FAME biodiesel is typically limited to 7% by volume in marine fuels to avoid engine and fuel quality problems, though recent ISO 8217:2024 standards allow up to 30% FAME. Higher blend levels increase risks of filter clogging, injector sticking, microbial growth, and fuel instability. The safe blend ratio depends on vessel fuel systems, operational conditions, and fuel management capabilities.
Why do biofuel blends have stability problems during storage?
Biofuels contain unsaturated fatty acids that make them more prone to oxidation and degradation than conventional diesel. They’re also more hygroscopic, absorbing water that can cause phase separation and microbial growth. These characteristics lead to fuel quality deterioration during extended storage periods, particularly in the warm, moist conditions common aboard vessels.
Can biofuels damage existing fuel system components?
Yes, biofuels can affect fuel system materials differently than conventional fuels.
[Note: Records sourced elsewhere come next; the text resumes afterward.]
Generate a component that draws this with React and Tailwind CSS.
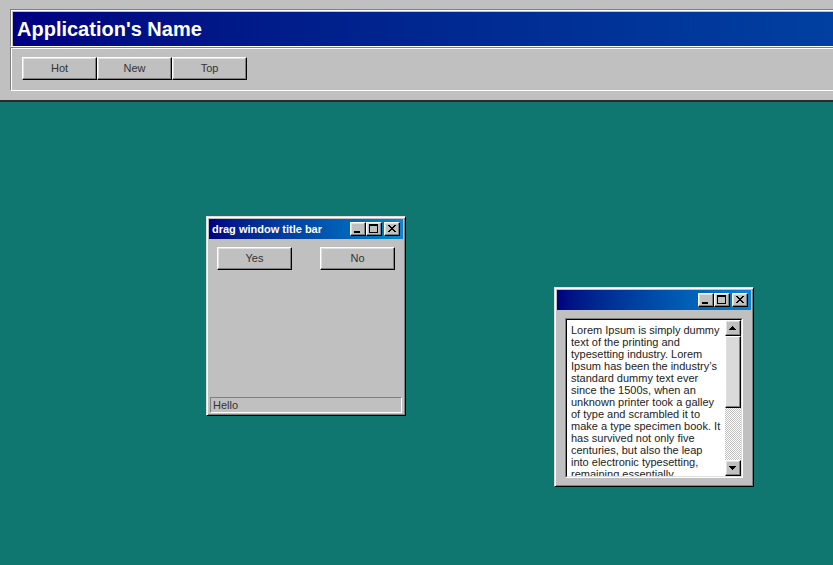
import React from 'react';

// classic 3d edges
const raised =
  "border border-t-white border-l-white border-r-black border-b-black shadow-[inset_-1px_-1px_0_#808080,inset_1px_1px_0_#dfdfdf]";

const MinIcon = () => (
  <svg className="absolute left-[-1px] top-[-1px]" width="16" height="14" viewBox="0 0 16 14" shapeRendering="crispEdges">
    <rect x="4" y="9" width="6" height="2" fill="#000" />
  </svg>
);

const MaxIcon = () => (
  <svg className="absolute left-[-1px] top-[-1px]" width="16" height="14" viewBox="0 0 16 14" shapeRendering="crispEdges">
    <rect x="3" y="2" width="9" height="2" fill="#000" />
    <rect x="3" y="4" width="1" height="6" fill="#000" />
    <rect x="11" y="4" width="1" height="6" fill="#000" />
    <rect x="3" y="10" width="9" height="1" fill="#000" />
  </svg>
);

const CloseIcon = () => (
  <svg className="absolute left-[-1px] top-[-1px]" width="16" height="14" viewBox="0 0 16 14" shapeRendering="crispEdges">
    <rect x="4" y="3" width="2" height="1" fill="#000" />
    <rect x="10" y="3" width="2" height="1" fill="#000" />
    <rect x="5" y="4" width="2" height="1" fill="#000" />
    <rect x="9" y="4" width="2" height="1" fill="#000" />
    <rect x="6" y="5" width="4" height="1" fill="#000" />
    <rect x="7" y="6" width="2" height="1" fill="#000" />
    <rect x="6" y="7" width="4" height="1" fill="#000" />
    <rect x="5" y="8" width="2" height="1" fill="#000" />
    <rect x="9" y="8" width="2" height="1" fill="#000" />
    <rect x="4" y="9" width="2" height="1" fill="#000" />
    <rect x="10" y="9" width="2" height="1" fill="#000" />
  </svg>
);

const TitleButton = ({ children, className = "" }) => (
  <button className={`relative w-[16px] h-[14px] bg-[#c0c0c0] ${raised} ${className}`}>
    {children}
  </button>
);

const Window = ({ className, title, children }) => (
  <div
    className={`absolute w-[200px] h-[200px] bg-[#c0c0c0] border border-t-[#dfdfdf] border-l-[#dfdfdf] border-r-black border-b-black shadow-[inset_1px_1px_0_#fff,inset_-1px_-1px_0_#808080] p-[2px] flex flex-col ${className}`}
  >
    <div className="h-[20px] shrink-0 bg-linear-to-r from-[#000080] to-[#1084d0] flex items-center justify-between pl-[3px] pr-[3px]">
      <span className="text-[11px] font-bold text-white leading-none">{title}</span>
      <div className="flex items-center">
        <TitleButton><MinIcon /></TitleButton>
        <TitleButton><MaxIcon /></TitleButton>
        <TitleButton className="ml-[2px]"><CloseIcon /></TitleButton>
      </div>
    </div>
    {children}
  </div>
);

const ArrowButton = ({ up }) => (
  <div className={`relative w-[16px] h-[16px] shrink-0 bg-[#c0c0c0] ${raised}`}>
    <svg className="absolute left-[-1px] top-[-1px]" width="16" height="16" viewBox="0 0 16 16" shapeRendering="crispEdges">
      {up ? (
        <>
          <rect x="7" y="6" width="1" height="1" fill="#000" />
          <rect x="6" y="7" width="3" height="1" fill="#000" />
          <rect x="5" y="8" width="5" height="1" fill="#000" />
          <rect x="4" y="9" width="7" height="1" fill="#000" />
        </>
      ) : (
        <>
          <rect x="4" y="6" width="7" height="1" fill="#000" />
          <rect x="5" y="7" width="5" height="1" fill="#000" />
          <rect x="6" y="8" width="3" height="1" fill="#000" />
          <rect x="7" y="9" width="1" height="1" fill="#000" />
        </>
      )}
    </svg>
  </div>
);

const lorem =
  "Lorem Ipsum is simply dummy text of the printing and typesetting industry. Lorem Ipsum has been the industry\u2019s standard dummy text ever since the 1500s, when an unknown printer took a galley of type and scrambled it to make a type specimen book. It has survived not only five centuries, but also the leap into electronic typesetting, remaining essentially unchanged.";

export default function App() {
  const tabs = ["Hot", "New", "Top"];

  return (
    <div className="relative min-h-screen bg-[#0f776f] overflow-hidden font-['Liberation_Sans',Arial,sans-serif]">
      {/* app header */}
      <header className="h-[102px] bg-[#c0c0c0] border-b-2 border-[#2a2a2a] pt-[9px] pl-[10px]">
        <div className="border-t border-l border-b border-t-[#808080] border-l-[#808080] border-b-white shadow-[inset_1px_1px_0_#fff] pt-[2px] pl-[2px]">
          <div className="h-[34px] bg-linear-to-r from-[#000080] to-[#0040a0] flex items-center pl-[4px] pb-[1px] text-white font-bold text-[20px] leading-none">
            Application's Name
          </div>
        </div>
        <div className="flex border-t border-l border-b border-t-[#808080] border-l-[#808080] border-b-white shadow-[inset_1px_1px_0_#fff] pt-[9px] pb-[10px] pl-[11px]">
          {tabs.map((t) => (
            <button
              key={t}
              className={`w-[75px] h-[23px] bg-[#c0c0c0] text-[11px] text-[#333] leading-none ${raised}`}
            >
              {t}
            </button>
          ))}
        </div>
      </header>

      {/* dialog window */}
      <Window className="left-[206px] top-[216px]" title="drag window title bar">
        <div className="flex-1 flex flex-col">
          <div className="flex justify-between px-[8px] pt-[8px]">
            <button className={`w-[75px] h-[23px] bg-[#c0c0c0] text-[11px] text-[#333] leading-none ${raised}`}>Yes</button>
            <button className={`w-[75px] h-[23px] bg-[#c0c0c0] text-[11px] text-[#333] leading-none ${raised}`}>No</button>
          </div>
          <div className="flex-1" />
          <div className="mx-[1px] h-[16px] border border-t-[#808080] border-l-[#808080] border-r-white border-b-white pl-[2px] text-[11px] leading-[14px] text-[#333]">
            Hello
          </div>
        </div>
      </Window>

      {/* text window */}
      <Window className="left-[554px] top-[287px]" title="">
        <div className="flex-1 flex px-[8px] pt-[8px] pb-[6px] min-h-0">
          <div className="flex-1 flex border border-t-[#808080] border-l-[#808080] border-r-white border-b-white min-h-0">
            <div className="flex-1 flex border border-t-black border-l-black border-r-[#dfdfdf] border-b-[#dfdfdf] min-h-0">
              <div className="w-[158px] bg-white pl-[4px] pr-[3px] pt-[4px] overflow-hidden text-[11px] leading-[12px] text-[#222]">
                {lorem}
              </div>
              <div className="w-[16px] flex flex-col">
                <ArrowButton up />
                <div className={`h-[72px] shrink-0 bg-[#dadada] ${raised}`} />
                <div className="flex-1 bg-[repeating-conic-gradient(#c0c0c0_0%_25%,#ffffff_0%_50%)] bg-size-[2px_2px]" />
                <ArrowButton />
              </div>
            </div>
          </div>
        </div>
      </Window>
    </div>
  );
}
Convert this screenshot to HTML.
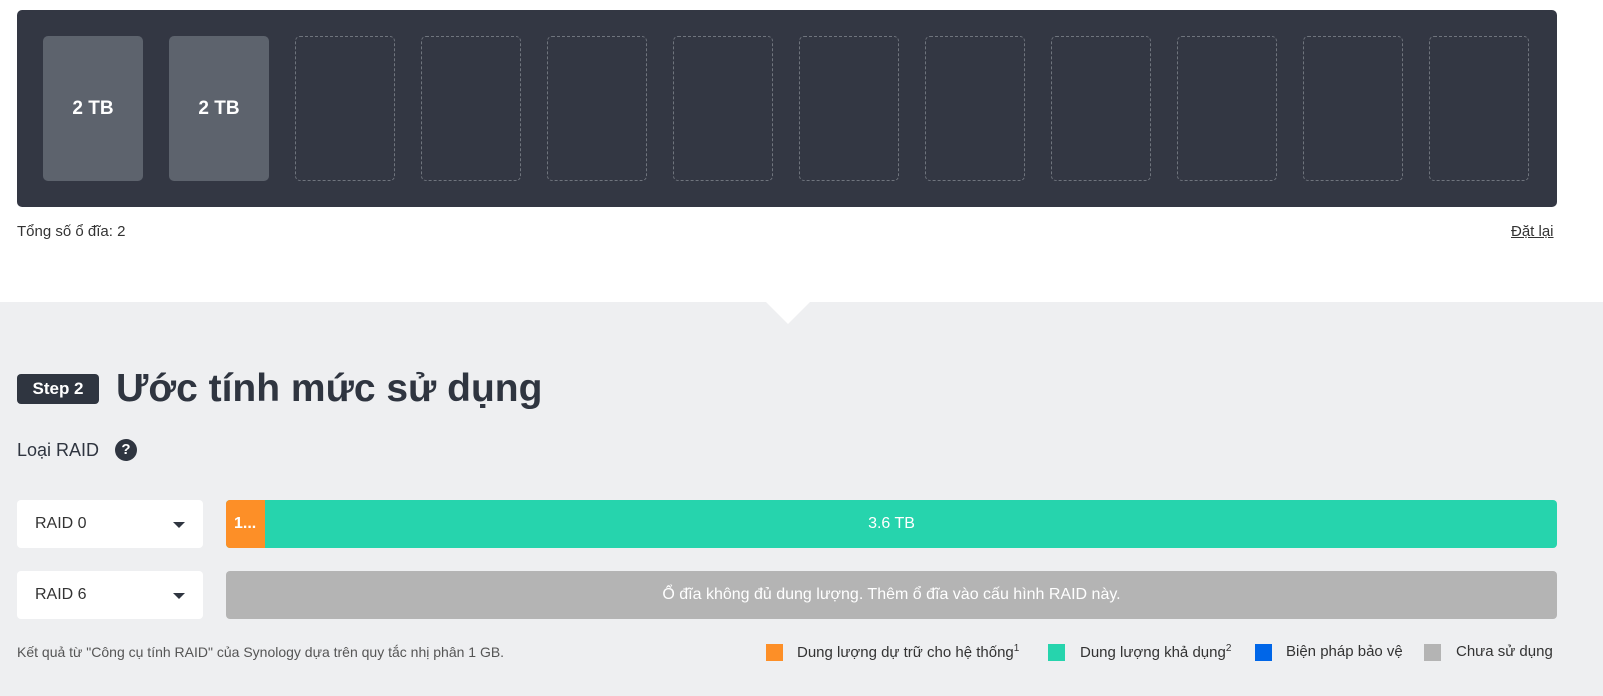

They can increase acidity, promoting corrosion in tanks and piping. Some biofuels cause certain seals and elastomers to degrade or swell, potentially leading to leaks. FAME biodiesel can also cause injection system problems including lacquer deposits and filter blocking at higher blend levels.
How do biofuels affect engine lubrication requirements?
Biofuels often increase fuel acidity, requiring higher Base Number lubricants to neutralize acidic combustion products and protect engine components from accelerated wear. Without proper lubricant selection, the acidic nature of biofuel combustion can damage cylinder liners, piston rings, and other critical engine parts, leading to shorter maintenance intervals and higher operating costs.
What testing is required when using biofuel blends?
Vessel operators should regularly test biofuel blends for viscosity, water content, oxidation stability, and microbial contamination. Testing should occur before accepting fuel deliveries, during storage, and before use in engines. Third-party laboratory analysis helps verify fuel meets ISO 8217 specifications and biofuel-specific standards like EN 14214 or ASTM D6751. Frequent testing helps identify degradation before it causes operational problems.